Marcher dans la neige devient de plus en plus fréquent et douloureux, j’en perds petit à petit mes cheveux, j’ai la sensation de cracher du sang et mes tibias se métamorphosent en fromage de brebis, j’ai mal et commence à scander le nom de mon partenaire qui continue, héroïque dans son silence et le calme qu’il conserve malgré la souffrance. Les névés, eux, s’en moquent et, ambitieux dans leur envie de nous freiner voire de nous arrêter, savourent leur future victoire en devenant neiges éternelles, recouvrant la totalité de la route. Nous n’avons, donc, plus de points de repère. Partout autour de nous, il n’y a que neige et rochers, sommets infranchissables et superbes, et, en face, le snaefellsjökull, magnifique et imposant. J’ai de plus en plus mal, je hurle à V. que nous sommes perdus, je ne vois que ma souffrance et mon unique boussole se réduit à des pieds meurtris, un souffle court et des chaussettes humides. Mes jambes capitulent et refusent de faire un pas de plus. La neige semble avoir gagné la partie mais, peut-être, en sous-estimant V. qui décide, à rebours de toute logique de diriger ses pas vers la gauche. Selon moi, il est clair qu’il nous faut nous rendre à droite et nous nous perdons de vue.
Soudain, dans un éclair de lucidité, je me rends compte de mon erreur et bifurque, quasi en rampant, vers le sud afin de retrouver mon complice. Ma tête commence à tourner et menace sérieusement de me lâcher pour rejoindre mes jambes aux Caraïbes.
Tout à coup, j’aperçois ce bon V venir à ma rescousse ; mais moi, furieux autant contre V qui, imprudent, m’a lâché aux pieds d’un volcan enneigé dans un état lamentable que contre mon corps, incapable d’avancer trois heures sans tomber en cendre. Je m’entête alors et décide de gravir seul, avec mon sac qui à ce stade me semble peser 7,3 tonnes, un sommet adjacent au snaefellsjökull et qui camouflerait en son sein de blanc couvert un cratère et une petite cabane idéale pour casser une petite croûte de riz. Après treize éons et des poussières, j’atteins le sommet, pose la baleine qui bronzait sur mes épaules endolories et contemple le spectacle.

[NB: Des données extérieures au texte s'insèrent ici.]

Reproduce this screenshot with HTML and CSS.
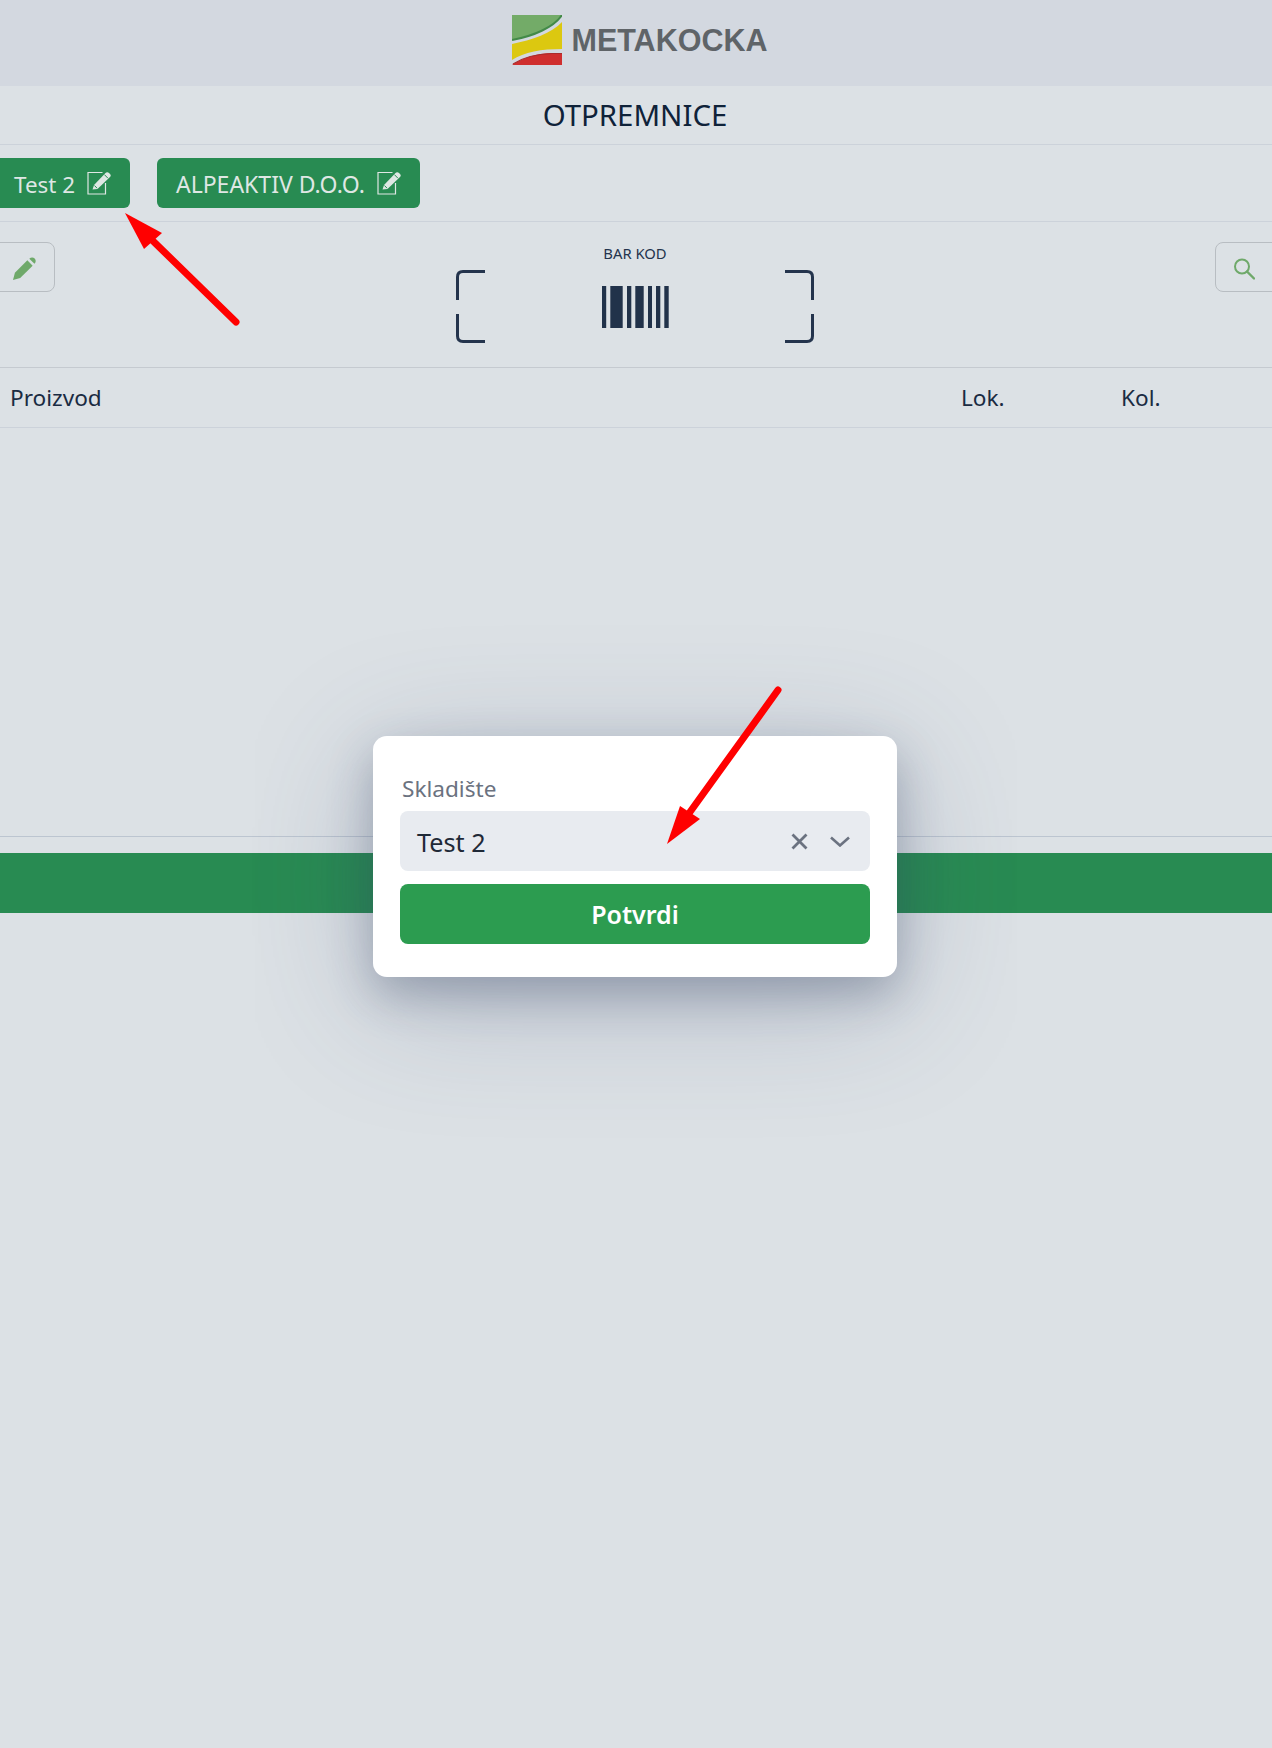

Un cratère avec lac d’un bleu ciel plus bleu que le ciel, des sommets enveloppés de soie blanche, le snaefellsjökull immense et pur et des rivières glacées nous entouraient.
Devant de telles divinités naturelles, les tensions s’amenuisent, les jambes et la tête reviennent par le premier avion d’Icelandair et le riz se met à cuire dans un refuge en ruine, fracassé sans doute par le poids d’une neige qui ne nous a pas arrêté. Le repas est saupoudré de fierté et nous semble un festin que viendront ponctuer une clope de fête et des tissus de notes enchanteresses tricotés avec soin par Björk et Ennio Morricone.
La descente vers Anarstapi fut rapide et sans commentaire particulier si ce n’est que les Islandais du temps jadis aimaient à chanter dans des grottes qui résonnent. Arrivés au bout de nos vingt kilomètres, le stop et le bus jusqu’à Stykkisholmur ne furent que d’agréables et promptes peccadilles. Arrivés en ville, nous remplissons gourdes et estomacs, plantons la tente et tentons de trouver un sain et réparateur sommeil au son étouffé d’un vent froid dont nous protège la toile cirée de notre abri.